Chorizo-and-Mustard-Greens Tacos

chorizo-and-mustard-greens tacos topped with jalapenos
Photo: Nico Schinco
Prep Time:
20 mins
Total Time:
30 mins
Servings:
4

This super-fast and filling weeknight dinner will get the whole family excited for taco Tuesday. Peppery mustard greens give the chorizo filling an extra kick, in addition to bringing nutritious leafy greens to the table.

Ingredients

  • 1 tablespoon thinly sliced garlic (from 2 cloves)
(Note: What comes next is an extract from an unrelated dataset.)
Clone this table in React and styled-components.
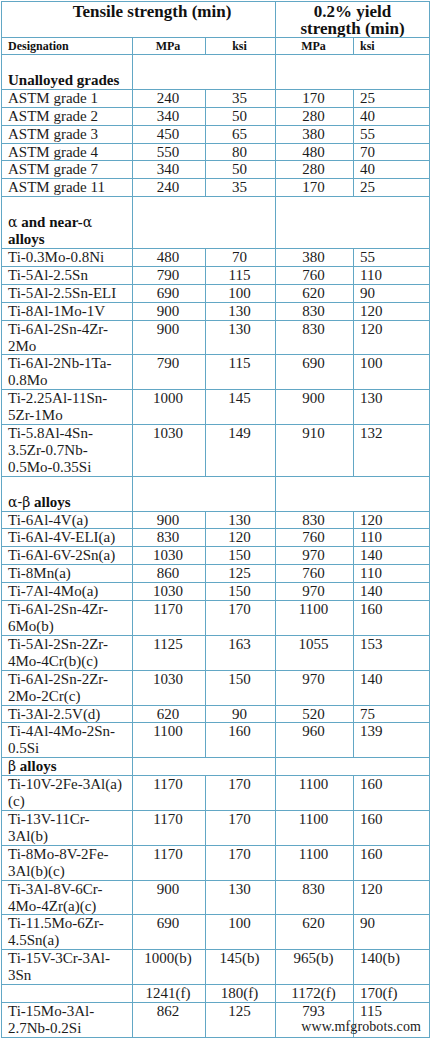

  • 3 tablespoons extra-virgin olive oil, divided

  • 1 bunch mustard greens, stemmed and roughly chopped (6 cups)

  • Kosher salt and freshly ground pepper

  • 12 ounces Mexican chorizo, casings removed

  • ½ cup finely chopped white onion, divided

  • ¼ cup finely chopped fresh cilantro stems, plus ¼ cup chopped leaves

  • ¼ cup salsa verde, such as Frontera, plus more for serving

  • 12 (6-inch) corn tortillas

  • Sour cream and sliced pickled jalapeños, for serving

Directions

  1. In a large skillet, cook garlic in 1 tablespoon oil over medium-high heat until sizzling. Add greens; season with salt and cook until just wilted. Transfer to a plate. Add remaining 2 tablespoons oil, chorizo, 1/4 cup onion, and cilantro stems to skillet; season with salt and pepper. Cook, breaking up chorizo with the back of a spoon, until cooked through and edges begin to crisp, 6 to 8 minutes. Stir in salsa, 2 tablespoons water, and wilted greens. Check seasoning.
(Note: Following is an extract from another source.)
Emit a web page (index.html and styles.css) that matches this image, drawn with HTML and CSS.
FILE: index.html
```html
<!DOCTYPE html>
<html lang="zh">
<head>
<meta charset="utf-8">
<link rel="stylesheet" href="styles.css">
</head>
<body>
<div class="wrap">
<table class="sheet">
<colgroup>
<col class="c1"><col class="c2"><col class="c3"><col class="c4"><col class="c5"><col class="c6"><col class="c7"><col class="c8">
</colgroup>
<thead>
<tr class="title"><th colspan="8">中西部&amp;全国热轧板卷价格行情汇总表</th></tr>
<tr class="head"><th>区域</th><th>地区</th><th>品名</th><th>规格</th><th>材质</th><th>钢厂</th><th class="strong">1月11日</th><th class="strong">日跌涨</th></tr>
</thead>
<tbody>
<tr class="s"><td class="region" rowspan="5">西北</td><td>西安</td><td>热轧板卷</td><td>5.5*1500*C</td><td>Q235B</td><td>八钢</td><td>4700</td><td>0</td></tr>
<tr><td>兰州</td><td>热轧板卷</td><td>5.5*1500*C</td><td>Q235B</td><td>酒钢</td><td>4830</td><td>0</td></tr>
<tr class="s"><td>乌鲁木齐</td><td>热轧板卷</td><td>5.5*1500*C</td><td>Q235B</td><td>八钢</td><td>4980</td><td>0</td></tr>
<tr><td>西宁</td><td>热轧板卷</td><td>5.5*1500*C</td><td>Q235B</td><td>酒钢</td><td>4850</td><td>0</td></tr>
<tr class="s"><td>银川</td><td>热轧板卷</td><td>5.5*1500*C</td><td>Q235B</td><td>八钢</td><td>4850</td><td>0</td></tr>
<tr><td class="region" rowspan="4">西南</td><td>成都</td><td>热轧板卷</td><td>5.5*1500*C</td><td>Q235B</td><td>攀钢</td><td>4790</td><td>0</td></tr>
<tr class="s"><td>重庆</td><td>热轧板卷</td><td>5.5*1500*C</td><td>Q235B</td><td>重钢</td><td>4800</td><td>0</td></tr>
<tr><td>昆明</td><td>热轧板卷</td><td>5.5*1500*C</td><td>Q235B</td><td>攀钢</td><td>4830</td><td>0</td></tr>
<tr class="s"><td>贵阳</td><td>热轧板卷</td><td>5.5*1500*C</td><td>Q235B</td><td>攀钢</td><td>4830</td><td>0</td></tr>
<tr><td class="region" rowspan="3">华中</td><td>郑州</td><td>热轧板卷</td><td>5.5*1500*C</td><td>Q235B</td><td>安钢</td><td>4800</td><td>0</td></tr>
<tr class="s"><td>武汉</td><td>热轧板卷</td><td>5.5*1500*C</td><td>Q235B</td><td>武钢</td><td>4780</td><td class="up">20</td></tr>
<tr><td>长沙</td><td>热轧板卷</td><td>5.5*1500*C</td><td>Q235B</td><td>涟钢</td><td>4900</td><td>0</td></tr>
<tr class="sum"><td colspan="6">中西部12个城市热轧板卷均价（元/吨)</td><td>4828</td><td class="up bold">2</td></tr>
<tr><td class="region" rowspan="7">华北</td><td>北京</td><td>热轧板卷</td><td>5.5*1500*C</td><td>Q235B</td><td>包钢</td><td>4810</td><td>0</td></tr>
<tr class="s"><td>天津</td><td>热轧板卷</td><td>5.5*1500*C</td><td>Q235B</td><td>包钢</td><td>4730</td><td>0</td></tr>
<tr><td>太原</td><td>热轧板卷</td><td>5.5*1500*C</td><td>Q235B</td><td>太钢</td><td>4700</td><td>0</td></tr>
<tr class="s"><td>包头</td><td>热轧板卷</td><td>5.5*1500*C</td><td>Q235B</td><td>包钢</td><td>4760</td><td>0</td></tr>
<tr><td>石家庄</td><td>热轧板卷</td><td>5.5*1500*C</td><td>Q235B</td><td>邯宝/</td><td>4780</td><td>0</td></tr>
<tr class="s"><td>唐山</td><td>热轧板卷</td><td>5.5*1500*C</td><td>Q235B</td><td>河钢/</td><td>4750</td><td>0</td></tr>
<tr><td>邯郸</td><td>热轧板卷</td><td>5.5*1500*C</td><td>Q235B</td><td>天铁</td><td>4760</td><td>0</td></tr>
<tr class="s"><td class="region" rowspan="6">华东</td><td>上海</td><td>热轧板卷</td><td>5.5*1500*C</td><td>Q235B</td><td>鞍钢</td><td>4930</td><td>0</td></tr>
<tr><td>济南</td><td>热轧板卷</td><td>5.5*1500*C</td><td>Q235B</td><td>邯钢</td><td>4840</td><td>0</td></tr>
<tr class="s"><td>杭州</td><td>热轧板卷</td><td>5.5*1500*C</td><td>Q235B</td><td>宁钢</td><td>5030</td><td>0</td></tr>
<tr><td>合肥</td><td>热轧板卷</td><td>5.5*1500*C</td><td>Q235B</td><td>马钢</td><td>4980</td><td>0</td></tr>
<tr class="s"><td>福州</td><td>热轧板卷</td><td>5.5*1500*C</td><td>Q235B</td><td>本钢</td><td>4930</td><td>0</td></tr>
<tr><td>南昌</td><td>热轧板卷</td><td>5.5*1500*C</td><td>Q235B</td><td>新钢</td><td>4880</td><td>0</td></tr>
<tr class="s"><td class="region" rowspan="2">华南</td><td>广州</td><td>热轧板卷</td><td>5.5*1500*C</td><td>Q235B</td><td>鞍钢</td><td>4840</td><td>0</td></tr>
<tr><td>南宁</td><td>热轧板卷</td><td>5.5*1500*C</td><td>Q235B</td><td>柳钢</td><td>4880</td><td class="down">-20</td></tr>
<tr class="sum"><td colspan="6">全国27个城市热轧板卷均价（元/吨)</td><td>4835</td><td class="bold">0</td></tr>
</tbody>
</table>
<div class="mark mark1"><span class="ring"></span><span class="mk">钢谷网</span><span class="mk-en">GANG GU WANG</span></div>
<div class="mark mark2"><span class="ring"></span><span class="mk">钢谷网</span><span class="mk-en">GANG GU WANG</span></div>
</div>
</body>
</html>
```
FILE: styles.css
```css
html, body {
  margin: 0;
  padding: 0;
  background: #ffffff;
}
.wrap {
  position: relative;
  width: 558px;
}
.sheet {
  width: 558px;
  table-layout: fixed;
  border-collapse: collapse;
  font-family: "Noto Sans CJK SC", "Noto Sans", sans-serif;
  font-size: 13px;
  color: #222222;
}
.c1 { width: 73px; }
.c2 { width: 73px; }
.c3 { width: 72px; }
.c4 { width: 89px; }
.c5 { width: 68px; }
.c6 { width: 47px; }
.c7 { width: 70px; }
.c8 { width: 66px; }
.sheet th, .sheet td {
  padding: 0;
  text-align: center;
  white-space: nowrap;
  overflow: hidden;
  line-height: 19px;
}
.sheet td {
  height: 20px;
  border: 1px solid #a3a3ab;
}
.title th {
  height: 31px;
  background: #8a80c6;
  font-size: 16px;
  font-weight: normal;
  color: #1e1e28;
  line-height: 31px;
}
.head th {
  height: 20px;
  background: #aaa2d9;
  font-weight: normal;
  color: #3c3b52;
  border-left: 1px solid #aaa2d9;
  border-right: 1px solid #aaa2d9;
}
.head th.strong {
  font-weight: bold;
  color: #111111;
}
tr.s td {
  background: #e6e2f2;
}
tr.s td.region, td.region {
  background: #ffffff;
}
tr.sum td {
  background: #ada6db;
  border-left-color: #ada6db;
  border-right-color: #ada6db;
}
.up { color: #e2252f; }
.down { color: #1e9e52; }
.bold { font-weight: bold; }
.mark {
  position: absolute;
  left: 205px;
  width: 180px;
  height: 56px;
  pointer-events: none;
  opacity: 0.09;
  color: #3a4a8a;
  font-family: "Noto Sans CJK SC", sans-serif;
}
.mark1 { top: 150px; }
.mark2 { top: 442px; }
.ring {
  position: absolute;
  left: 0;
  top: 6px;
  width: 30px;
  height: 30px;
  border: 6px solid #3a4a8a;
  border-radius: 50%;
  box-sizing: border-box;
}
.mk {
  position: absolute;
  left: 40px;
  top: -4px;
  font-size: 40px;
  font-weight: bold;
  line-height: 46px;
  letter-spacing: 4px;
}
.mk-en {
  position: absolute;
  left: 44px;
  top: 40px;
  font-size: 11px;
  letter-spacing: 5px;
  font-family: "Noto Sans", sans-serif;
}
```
  2. Stir together remaining 1/4 cup onion and cilantro leaves. Blister tortillas over an open flame; transfer to a clean kitchen towel to keep warm. Serve chorizo and greens with tortillas, onion-cilantro mixture, sour cream, jalapeños, and more salsa verde.

Cook's Notes

To get smoky, charred tortillas that won't dry out, blister them over a gas burner. Then wrap them in a clean dish towel to keep them warm and pliable.